“Björn van Gelderan is good. I’m telling you, he is.” (reader quote)
If you’ve read Cephrael’s Hand, perhaps you have an opinion on the Fifth Vestal’s motivations and actions. Perhaps you’ve decided that he’s been wrongly maligned by the other Vestals and the rest of humanity, the stories of his ill deeds compounded with each new retelling to satisfy mankind’s lust for conflict. Perhaps you’ve decided that he’s misunderstood or merely misguided, or maybe you’re still on the fence about the whole thing. You wouldn’t be alone.
I believe the best fantasy stories are grounded in some kind of reality—in a similarity found in the world itself, its politics, its religions or in the depth of the characters. In Cephrael’s Hand, I attempted to bring to life real people battling with real moral issues that could in some way translate back into our own lives (if not perhaps not with the same dire consequences).

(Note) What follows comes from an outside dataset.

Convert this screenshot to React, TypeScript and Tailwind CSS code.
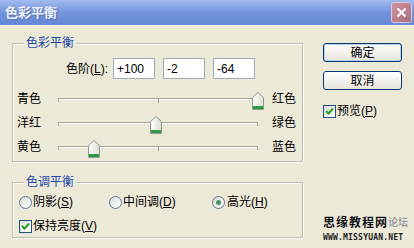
const FONT = "font-['Liberation_Sans','Noto_Sans_CJK_SC',sans-serif]";

function Thumb({ left }: { left: number }) {
  return (
    <svg
      className="absolute top-[5px]"
      style={{ left: left - 6 }}
      width="12"
      height="18"
      viewBox="0 0 12 18"
    >
      <defs>
        <linearGradient id="tg" x1="0" y1="0" x2="1" y2="0">
          <stop offset="0" stopColor="#ffffff" />
          <stop offset="1" stopColor="#dcdcd2" />
        </linearGradient>
      </defs>
      <path d="M0.5 5.5 L6 0.5 L11.5 5.5 V17.5 H0.5 Z" fill="url(#tg)" stroke="#8d9a8d" />
      <rect x="1" y="14" width="10" height="3" fill="#2f9a45" />
    </svg>
  );
}

function SliderRow({ left, right, value }: { left: string; right: string; value: number }) {
  return (
    <div className="flex h-[24px] items-center pl-[4px]">
      <span className="w-[41px] text-[12px]">{left}</span>
      <div className="relative flex h-[24px] w-[200px] items-center">
        <div className="h-[2px] w-full border-t border-[#a5a394] bg-white" />
        <div className="absolute left-0 top-[12px] h-[3px] w-px bg-[#b9b7aa]" />
        <div className="absolute left-[100px] top-[12px] h-[4px] w-px bg-[#a5a394]" />
        <div className="absolute left-[199px] top-[12px] h-[3px] w-px bg-[#b9b7aa]" />
        <Thumb left={value + 100} />
      </div>
      <span className="ml-[14px] text-[12px]">{right}</span>
    </div>
  );
}

function Radio({ checked }: { checked?: boolean }) {
  return (
    <span className="flex h-[13px] w-[13px] items-center justify-center rounded-full border border-[#5a7a9a] bg-gradient-to-br from-[#dcdcd4] to-white">
      {checked && <span className="h-[5px] w-[5px] rounded-full bg-[#4f8f5a]" />}
    </span>
  );
}

function Check() {
  return (
    <span className="flex h-[13px] w-[13px] items-center justify-center border border-[#1c5180] bg-gradient-to-br from-[#dcdcd4] to-white">
      <svg width="9" height="9" viewBox="0 0 9 9">
        <path d="M1 4 L3.5 6.5 L8 1.5" fill="none" stroke="#21a121" strokeWidth="2" />
      </svg>
    </span>
  );
}

export default function App() {
  return (
    <div className={`h-[248px] w-[414px] overflow-hidden bg-[#ece9d8] text-[#000] ${FONT} leading-[14px]`}>
      {/* title bar */}
      <div className="flex h-[25px] items-center justify-between bg-gradient-to-b from-[#a3baf0] via-[#7394dc] to-[#6687d4] pl-[5px] pr-[2px]">
        <span className="text-[13px] font-bold text-[#eef1fa] [text-shadow:1px_1px_1px_#5a72b0]">色彩平衡</span>
        <span className="flex h-[21px] w-[21px] items-center justify-center rounded-[3px] border border-[#d8c8e0] bg-gradient-to-br from-[#d0949e] to-[#a8707e]">
          <svg width="11" height="11" viewBox="0 0 11 11">
            <path d="M1.5 1.5 L9.5 9.5 M9.5 1.5 L1.5 9.5" stroke="#fff" strokeWidth="2" />
          </svg>
        </span>
      </div>
      <div className="h-px bg-[#f6f4ea]" />

      <div className="flex">
        <div className="ml-[12px] w-[291px]">
          <fieldset className="mt-[10px] border border-[#bebbab] pb-[2px] shadow-[inset_1px_1px_0_#fff,1px_1px_0_#fff]">
            <legend className="ml-[11px] bg-[#ece9d8] px-[2px] text-[12px] text-[#1c4aa8]">色彩平衡</legend>
            <div className="mt-[8px] flex items-center">
              <span className="w-[95px] text-right text-[12px]">
                色阶(<span className="underline">L</span>):
              </span>
              <div className="ml-[5px] flex gap-[8px]">
                {["+100", "-2", "-64"].map((v) => (
                  <div
                    key={v}
                    className="flex h-[21px] w-[42px] items-center border border-[#9eaab8] bg-white pl-[3px] text-[12px]"
                  >
                    {v}
                  </div>
                ))}
              </div>
            </div>
            <div className="mt-[8px]">
              <SliderRow left="青色" right="红色" value={100} />
              <SliderRow left="洋红" right="绿色" value={-2} />
              <SliderRow left="黄色" right="蓝色" value={-64} />
            </div>
          </fieldset>

          <fieldset className="mt-[13px] border border-[#bebbab] pb-[3px] shadow-[inset_1px_1px_0_#fff,1px_1px_0_#fff]">
            <legend className="ml-[11px] bg-[#ece9d8] px-[2px] text-[12px] text-[#1c4aa8]">色调平衡</legend>
            <div className="mt-[5px] flex h-[16px] items-center pl-[6px] text-[12px]">
              <div className="flex w-[90px] items-center gap-[1px]">
                <Radio />
                <span>
                  阴影(<span className="underline">S</span>)
                </span>
              </div>
              <div className="flex w-[103px] items-center gap-[1px]">
                <Radio />
                <span>
                  中间调(<span className="underline">D</span>)
                </span>
              </div>
              <div className="flex items-center gap-[2px]">
                <Radio checked />
                <span>
                  高光(<span className="underline">H</span>)
                </span>
              </div>
            </div>
            <div className="mt-[8px] flex h-[16px] items-center gap-[1px] pl-[6px] text-[12px]">
              <Check />
              <span>
                保持亮度(<span className="underline">V</span>)
              </span>
            </div>
          </fieldset>
        </div>

        <div className="ml-[20px] flex w-[88px] flex-col pt-[17px]">
          <button className="h-[19px] w-[79px] rounded-[3px] border border-[#003c74] bg-gradient-to-b from-white to-[#e6e4dc] text-[12px] shadow-[inset_0_0_0_1px_#b8ccec]">
            确定
          </button>
          <button className="mt-[9px] h-[19px] w-[79px] rounded-[3px] border border-[#003c74] bg-gradient-to-b from-white to-[#e6e4dc] text-[12px]">
            取消
          </button>
          <div className="mt-[14px] flex items-center gap-[1px] text-[12px]">
            <Check />
            <span>
              预览(<span className="underline">P</span>)
            </span>
          </div>
          <div className="mt-[98px] flex items-end whitespace-nowrap text-[12px] font-bold leading-[14px] tracking-[1px] text-[#111] [text-shadow:0_0_1px_#fff]">
            思缘教程网<span className="text-[10px] tracking-[0px] text-[#9a9a9a]">论坛</span>
          </div>
          <div className="mt-[4px] whitespace-nowrap font-['DejaVu_Sans_Mono',monospace] text-[8px] font-bold leading-[8px] tracking-[0.2px] text-[#222]">
            WWW.MISSYUAN.NET
          </div>
        </div>
      </div>
    </div>
  );
}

I don’t believe villains go out into the world intending to become villains al la Austin Powers. Part of the challenge in telling Björn’s story comes with the understanding that there are at least two sides to every conflict, and unfortunately, Björn’s side is rarely told.
I think in life this is often true. Most people are content to believe whatever apostle shouts the loudest, either too lazy or too disinterested to take the time to find out if the shouter is even making sense. Either that or they tend to advocate for the other side mostly for the sake of having something to argue or complain about. But there seems to me to be a real dearth of free minds willing to take the time to see and understand new viewpoints without the need to criticize, belittle or otherwise invalidate them.
This is certainly the problem in Alorin, and it’s a problem that becomes clear to Prince Ean in Cephrael’s Hand, as he discovers that his advisors each have their own agendas which may or may not be aligned with his own. Eventually Ean begins to see that truth is relative. It’s relative to viewpoint. And bad and good…these labels don’t always have a place in judging another’s actions. Perhaps it isn’t the action but the consequences we should be judging.
Is Björn good or bad? As the zanthyr would say, there is Balance in all things.